#### Supplied data:

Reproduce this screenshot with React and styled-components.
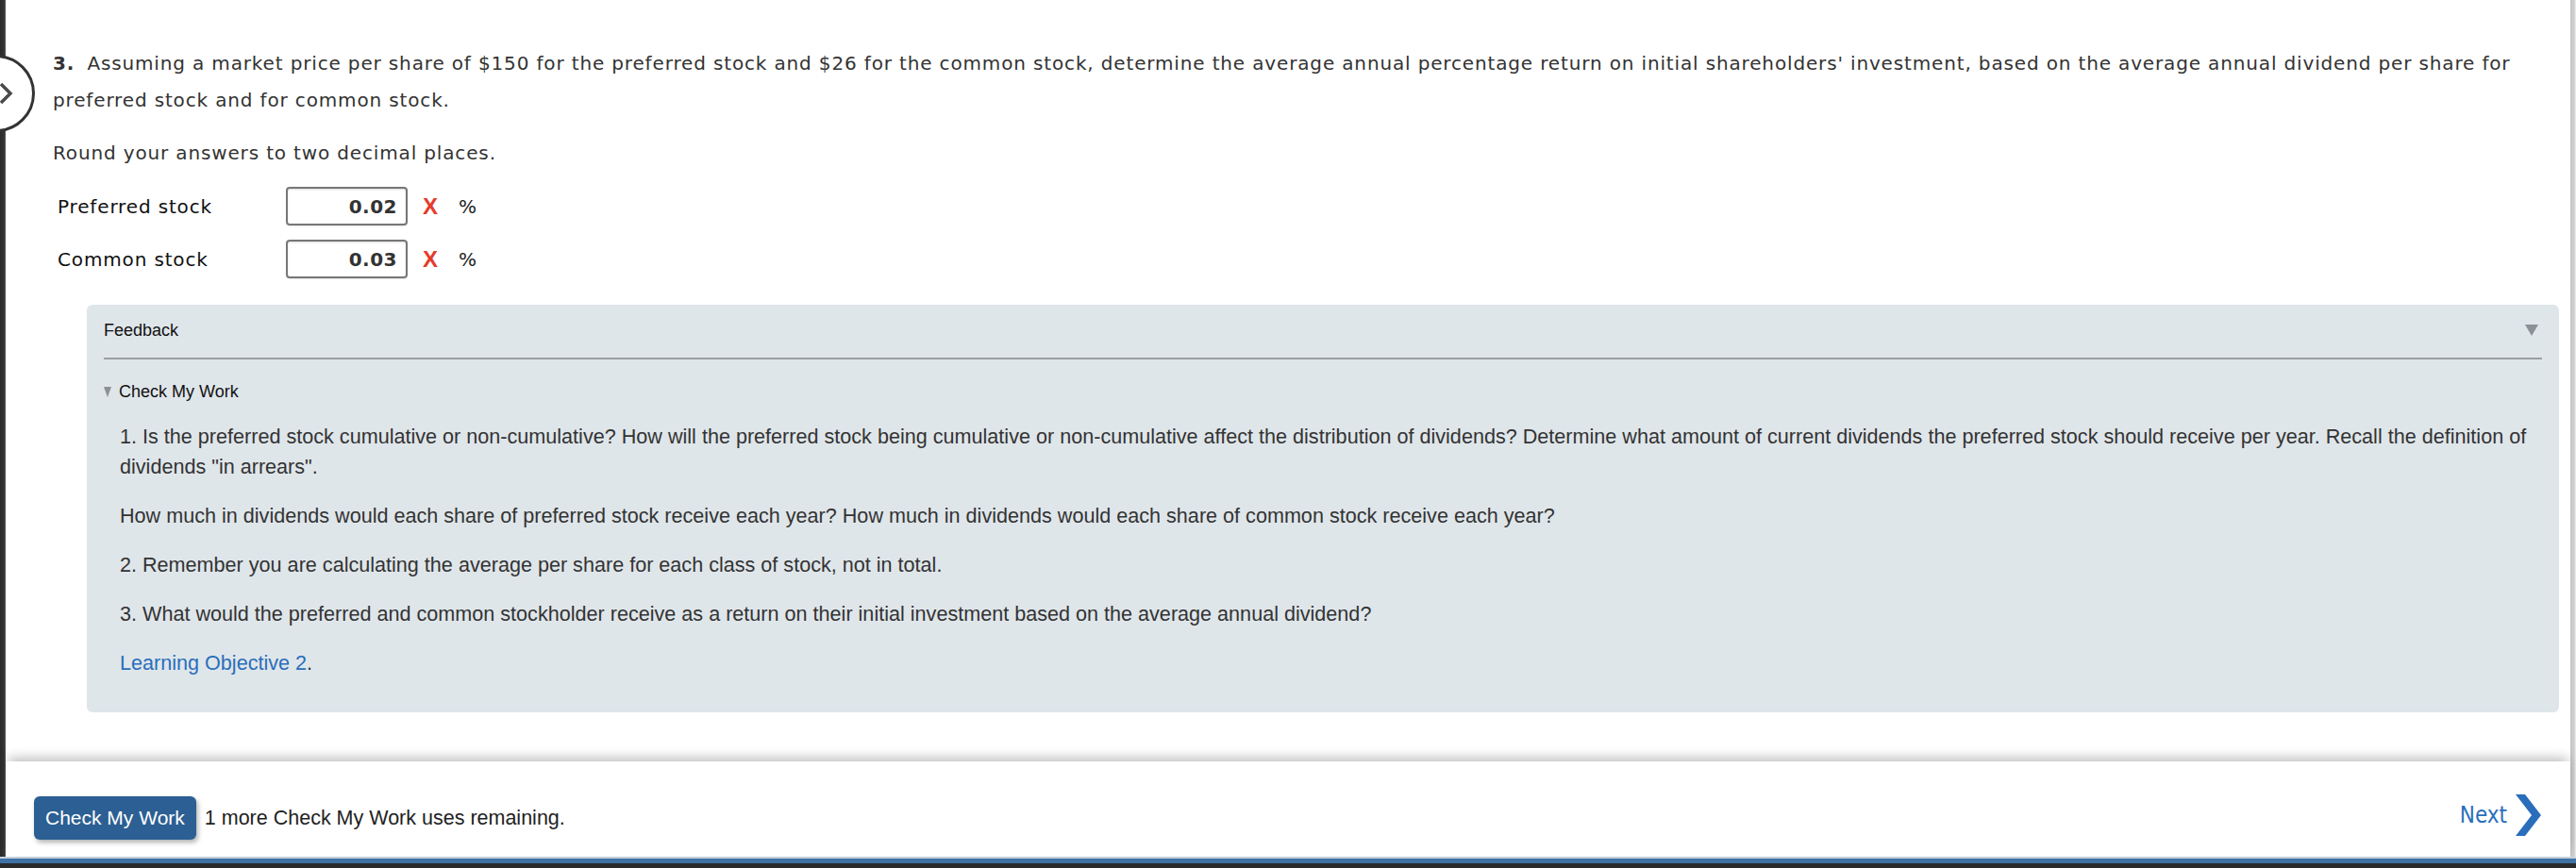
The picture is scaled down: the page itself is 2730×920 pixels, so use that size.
import React from 'react';
import styled, { createGlobalStyle } from 'styled-components';

const Global = createGlobalStyle`
  html, body {
    margin: 0;
    padding: 0;
    background: #ffffff;
  }
  * { box-sizing: border-box; }
`;

const Page = styled.div`
  width: 2730px;
  height: 920px;
  display: flex;
  flex-direction: column;
  overflow: hidden;
`;

const Frame = styled.div`
  position: relative;
  display: flex;
  height: 908px;
`;

const LeftRail = styled.div`
  width: 6px;
  background: linear-gradient(to right, #2a2a2a, #333 70%, #5a5a5a);
`;

const RightRail = styled.div`
  width: 6px;
  background: linear-gradient(to right, #c4c4c4, #d2d2d2 70%, #f2f2f2);
`;

const Main = styled.div`
  flex: 1;
  display: flex;
  flex-direction: column;
  background: #fff;
`;

const Content = styled.div`
  flex: 1;
  padding: 48px 12px 0 50px;
  font-family: "DejaVu Sans", Verdana, sans-serif;
  color: #333;
`;

const NavCircle = styled.div`
  position: absolute;
  left: -45px;
  top: 58px;
  width: 82px;
  height: 82px;
  border: 3px solid #333;
  border-radius: 50%;
  background: #fff;
  display: flex;
  align-items: center;
  padding-left: 42px;
`;

const Question = styled.p`
  margin: 0;
  font-size: 20px;
  line-height: 39px;
  letter-spacing: 0.85px;
  b { font-weight: bold; margin-right: 6px; }
`;

const Hint = styled.p`
  margin: 17px 0 16px;
  font-size: 20px;
  line-height: 39px;
  letter-spacing: 0.85px;
`;

const AnswerRow = styled.div`
  display: flex;
  align-items: center;
  height: 41px;
  margin-bottom: 15px;
  font-size: 20px;
  letter-spacing: 0.85px;
`;

const RowLabel = styled.div`
  width: 247px;
  padding-left: 5px;
  color: #111;
`;

const ValueBox = styled.div`
  width: 129px;
  height: 41px;
  border: 2px solid #777;
  border-radius: 4px;
  box-shadow: inset 0 1px 2px rgba(0,0,0,0.15), 0 1px 1px rgba(0,0,0,0.1);
  display: flex;
  align-items: center;
  justify-content: flex-end;
  padding-right: 9px;
  font-weight: bold;
  font-size: 20px;
  letter-spacing: 0.5px;
  color: #333;
`;

const WrongMark = styled.span`
  margin-left: 16px;
  width: 38px;
  font-family: "Liberation Sans", Arial, sans-serif;
  font-weight: bold;
  font-size: 24px;
  color: #e53b2c;
`;

const Unit = styled.span`
  font-size: 20px;
  color: #222;
`;

const FeedbackPanel = styled.section`
  margin: 28px 0 0 36px;
  background: #dfe6ea;
  border-radius: 6px;
  padding: 0 18px 36px;
  font-family: "Liberation Sans", Arial, Helvetica, sans-serif;
`;

const PanelHeader = styled.div`
  height: 58px;
  display: flex;
  align-items: center;
  justify-content: space-between;
  border-bottom: 2px solid #9a9fa3;
  font-size: 18px;
  color: #111;
  padding-bottom: 2px;
`;

const DownTriangle = styled.span`
  width: 0;
  height: 0;
  border-left: ${p => p.$w / 2}px solid transparent;
  border-right: ${p => p.$w / 2}px solid transparent;
  border-top: ${p => p.$h}px solid ${p => p.$color || '#8a9096'};
  margin-right: ${p => p.$mr || 0}px;
`;

const Toggle = styled.div`
  display: flex;
  align-items: center;
  gap: 8px;
  margin-top: 22px;
  height: 24px;
  font-size: 18px;
  color: #111;
`;

const Body = styled.div`
  padding-left: 17px;
  padding-top: 3px;
`;

const Para = styled.p`
  margin: 17px 0 0;
  font-size: 21.6px;
  line-height: 32px;
  color: #333;
  & + & { margin-top: 20px; }
`;

const Link = styled.a`
  color: #2a6ebb;
  text-decoration: none;
`;

const Footer = styled.footer`
  position: relative;
  height: 101px;
  display: flex;
  align-items: center;
  padding: 19px 31px 0 30px;
  background: #fff;
  box-shadow: 0 -6px 12px -3px rgba(0,0,0,0.28);
  font-family: "Liberation Sans", Arial, Helvetica, sans-serif;
`;

const CheckButton = styled.button`
  height: 46px;
  padding: 0 12px;
  border: none;
  border-radius: 6px;
  background: #2c5f93;
  color: #fff;
  font-family: "Liberation Sans", Arial, Helvetica, sans-serif;
  font-size: 21px;
  box-shadow: 2px 3px 5px rgba(0,0,0,0.3);
  cursor: pointer;
`;

const Remaining = styled.span`
  margin-left: 9px;
  font-size: 21.5px;
  color: #222;
`;

const NextLink = styled.a`
  margin-left: auto;
  display: flex;
  align-items: center;
  gap: 9px;
  font-family: "DejaVu Sans Condensed", "DejaVu Sans", sans-serif;
  font-size: 24px;
  color: #2a6ebb;
  text-decoration: none;
  margin-top: -6px;
`;

const BottomBar = styled.div`
  height: 12px;
  border-top: 2px solid #c8d3dd;
  border-bottom: 5px solid #2b2b2b;
  background: #3f72a6;
`;

const answers = [
  { label: 'Preferred stock', value: '0.02' },
  { label: 'Common stock', value: '0.03' },
];

const hints = [
  '1. Is the preferred stock cumulative or non-cumulative? How will the preferred stock being cumulative or non-cumulative affect the distribution of dividends? Determine what amount of current dividends the preferred stock should receive per year. Recall the definition of dividends "in arrears".',
  'How much in dividends would each share of preferred stock receive each year? How much in dividends would each share of common stock receive each year?',
  '2. Remember you are calculating the average per share for each class of stock, not in total.',
  '3. What would the preferred and common stockholder receive as a return on their initial investment based on the average annual dividend?',
];

export default function App() {
  return (
    <Page>
      <Global />
      <Frame>
        <LeftRail />
        <NavCircle>
          <svg width="14" height="24" viewBox="0 0 14 24">
            <polyline points="1,2 11,12 1,22" fill="none" stroke="#4a4a4a" strokeWidth="3.5" />
          </svg>
        </NavCircle>
        <Main>
          <Content>
            <Question>
              <b>3.</b> Assuming a market price per share of $150 for the preferred stock and $26 for the common stock, determine the average annual percentage return on initial shareholders' investment, based on the average annual dividend per share for preferred stock and for common stock.
            </Question>
            <Hint>Round your answers to two decimal places.</Hint>
            {answers.map(a => (
              <AnswerRow key={a.label}>
                <RowLabel>{a.label}</RowLabel>
                <ValueBox>{a.value}</ValueBox>
                <WrongMark>X</WrongMark>
                <Unit>%</Unit>
              </AnswerRow>
            ))}
            <FeedbackPanel>
              <PanelHeader>
                <span>Feedback</span>
                <DownTriangle $w={14} $h={12} $mr={4} />
              </PanelHeader>
              <Toggle>
                <DownTriangle $w={8} $h={11} $color="#8b9095" />
                <span>Check My Work</span>
              </Toggle>
              <Body>
                {hints.map((h, i) => <Para key={i}>{h}</Para>)}
                <Para><Link href="#">Learning Objective 2</Link>.</Para>
              </Body>
            </FeedbackPanel>
          </Content>
          <Footer>
            <CheckButton>Check My Work</CheckButton>
            <Remaining>1 more Check My Work uses remaining.</Remaining>
            <NextLink href="#">
              Next
              <svg width="27" height="44" viewBox="0 0 27 44">
                <polygon points="0,0 10,0 27,22 10,44 0,44 17,22" fill="#2a6ebb" />
              </svg>
            </NextLink>
          </Footer>
        </Main>
        <RightRail />
      </Frame>
      <BottomBar />
    </Page>
  );
}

#### Directive:
Reproduce each line word for word and drop the pictures.

#### Written response:
Reproduce this screenshot with React and styled-components.
The picture is scaled down: the page itself is 2730×920 pixels, so use that size.
import React from 'react';
import styled, { createGlobalStyle } from 'styled-components';

const Global = createGlobalStyle`
  html, body {
    margin: 0;
    padding: 0;
    background: #ffffff;
  }
  * { box-sizing: border-box; }
`;

const Page = styled.div`
  width: 2730px;
  height: 920px;
  display: flex;
  flex-direction: column;
  overflow: hidden;
`;

const Frame = styled.div`
  position: relative;
  display: flex;
  height: 908px;
`;

const LeftRail = styled.div`
  width: 6px;
  background: linear-gradient(to right, #2a2a2a, #333 70%, #5a5a5a);
`;

const RightRail = styled.div`
  width: 6px;
  background: linear-gradient(to right, #c4c4c4, #d2d2d2 70%, #f2f2f2);
`;

const Main = styled.div`
  flex: 1;
  display: flex;
  flex-direction: column;
  background: #fff;
`;

const Content = styled.div`
  flex: 1;
  padding: 48px 12px 0 50px;
  font-family: "DejaVu Sans", Verdana, sans-serif;
  color: #333;
`;

const NavCircle = styled.div`
  position: absolute;
  left: -45px;
  top: 58px;
  width: 82px;
  height: 82px;
  border: 3px solid #333;
  border-radius: 50%;
  background: #fff;
  display: flex;
  align-items: center;
  padding-left: 42px;
`;

const Question = styled.p`
  margin: 0;
  font-size: 20px;
  line-height: 39px;
  letter-spacing: 0.85px;
  b { font-weight: bold; margin-right: 6px; }
`;

const Hint = styled.p`
  margin: 17px 0 16px;
  font-size: 20px;
  line-height: 39px;
  letter-spacing: 0.85px;
`;

const AnswerRow = styled.div`
  display: flex;
  align-items: center;
  height: 41px;
  margin-bottom: 15px;
  font-size: 20px;
  letter-spacing: 0.85px;
`;

const RowLabel = styled.div`
  width: 247px;
  padding-left: 5px;
  color: #111;
`;

const ValueBox = styled.div`
  width: 129px;
  height: 41px;
  border: 2px solid #777;
  border-radius: 4px;
  box-shadow: inset 0 1px 2px rgba(0,0,0,0.15), 0 1px 1px rgba(0,0,0,0.1);
  display: flex;
  align-items: center;
  justify-content: flex-end;
  padding-right: 9px;
  font-weight: bold;
  font-size: 20px;
  letter-spacing: 0.5px;
  color: #333;
`;

const WrongMark = styled.span`
  margin-left: 16px;
  width: 38px;
  font-family: "Liberation Sans", Arial, sans-serif;
  font-weight: bold;
  font-size: 24px;
  color: #e53b2c;
`;

const Unit = styled.span`
  font-size: 20px;
  color: #222;
`;

const FeedbackPanel = styled.section`
  margin: 28px 0 0 36px;
  background: #dfe6ea;
  border-radius: 6px;
  padding: 0 18px 36px;
  font-family: "Liberation Sans", Arial, Helvetica, sans-serif;
`;

const PanelHeader = styled.div`
  height: 58px;
  display: flex;
  align-items: center;
  justify-content: space-between;
  border-bottom: 2px solid #9a9fa3;
  font-size: 18px;
  color: #111;
  padding-bottom: 2px;
`;

const DownTriangle = styled.span`
  width: 0;
  height: 0;
  border-left: ${p => p.$w / 2}px solid transparent;
  border-right: ${p => p.$w / 2}px solid transparent;
  border-top: ${p => p.$h}px solid ${p => p.$color || '#8a9096'};
  margin-right: ${p => p.$mr || 0}px;
`;

const Toggle = styled.div`
  display: flex;
  align-items: center;
  gap: 8px;
  margin-top: 22px;
  height: 24px;
  font-size: 18px;
  color: #111;
`;

const Body = styled.div`
  padding-left: 17px;
  padding-top: 3px;
`;

const Para = styled.p`
  margin: 17px 0 0;
  font-size: 21.6px;
  line-height: 32px;
  color: #333;
  & + & { margin-top: 20px; }
`;

const Link = styled.a`
  color: #2a6ebb;
  text-decoration: none;
`;

const Footer = styled.footer`
  position: relative;
  height: 101px;
  display: flex;
  align-items: center;
  padding: 19px 31px 0 30px;
  background: #fff;
  box-shadow: 0 -6px 12px -3px rgba(0,0,0,0.28);
  font-family: "Liberation Sans", Arial, Helvetica, sans-serif;
`;

const CheckButton = styled.button`
  height: 46px;
  padding: 0 12px;
  border: none;
  border-radius: 6px;
  background: #2c5f93;
  color: #fff;
  font-family: "Liberation Sans", Arial, Helvetica, sans-serif;
  font-size: 21px;
  box-shadow: 2px 3px 5px rgba(0,0,0,0.3);
  cursor: pointer;
`;

const Remaining = styled.span`
  margin-left: 9px;
  font-size: 21.5px;
  color: #222;
`;

const NextLink = styled.a`
  margin-left: auto;
  display: flex;
  align-items: center;
  gap: 9px;
  font-family: "DejaVu Sans Condensed", "DejaVu Sans", sans-serif;
  font-size: 24px;
  color: #2a6ebb;
  text-decoration: none;
  margin-top: -6px;
`;

const BottomBar = styled.div`
  height: 12px;
  border-top: 2px solid #c8d3dd;
  border-bottom: 5px solid #2b2b2b;
  background: #3f72a6;
`;

const answers = [
  { label: 'Preferred stock', value: '0.02' },
  { label: 'Common stock', value: '0.03' },
];

const hints = [
  '1. Is the preferred stock cumulative or non-cumulative? How will the preferred stock being cumulative or non-cumulative affect the distribution of dividends? Determine what amount of current dividends the preferred stock should receive per year. Recall the definition of dividends "in arrears".',
  'How much in dividends would each share of preferred stock receive each year? How much in dividends would each share of common stock receive each year?',
  '2. Remember you are calculating the average per share for each class of stock, not in total.',
  '3. What would the preferred and common stockholder receive as a return on their initial investment based on the average annual dividend?',
];

export default function App() {
  return (
    <Page>
      <Global />
      <Frame>
        <LeftRail />
        <NavCircle>
          <svg width="14" height="24" viewBox="0 0 14 24">
            <polyline points="1,2 11,12 1,22" fill="none" stroke="#4a4a4a" strokeWidth="3.5" />
          </svg>
        </NavCircle>
        <Main>
          <Content>
            <Question>
              <b>3.</b> Assuming a market price per share of $150 for the preferred stock and $26 for the common stock, determine the average annual percentage return on initial shareholders' investment, based on the average annual dividend per share for preferred stock and for common stock.
            </Question>
            <Hint>Round your answers to two decimal places.</Hint>
            {answers.map(a => (
              <AnswerRow key={a.label}>
                <RowLabel>{a.label}</RowLabel>
                <ValueBox>{a.value}</ValueBox>
                <WrongMark>X</WrongMark>
                <Unit>%</Unit>
              </AnswerRow>
            ))}
            <FeedbackPanel>
              <PanelHeader>
                <span>Feedback</span>
                <DownTriangle $w={14} $h={12} $mr={4} />
              </PanelHeader>
              <Toggle>
                <DownTriangle $w={8} $h={11} $color="#8b9095" />
                <span>Check My Work</span>
              </Toggle>
              <Body>
                {hints.map((h, i) => <Para key={i}>{h}</Para>)}
                <Para><Link href="#">Learning Objective 2</Link>.</Para>
              </Body>
            </FeedbackPanel>
          </Content>
          <Footer>
            <CheckButton>Check My Work</CheckButton>
            <Remaining>1 more Check My Work uses remaining.</Remaining>
            <NextLink href="#">
              Next
              <svg width="27" height="44" viewBox="0 0 27 44">
                <polygon points="0,0 10,0 27,22 10,44 0,44 17,22" fill="#2a6ebb" />
              </svg>
            </NextLink>
          </Footer>
        </Main>
        <RightRail />
      </Frame>
      <BottomBar />
    </Page>
  );
}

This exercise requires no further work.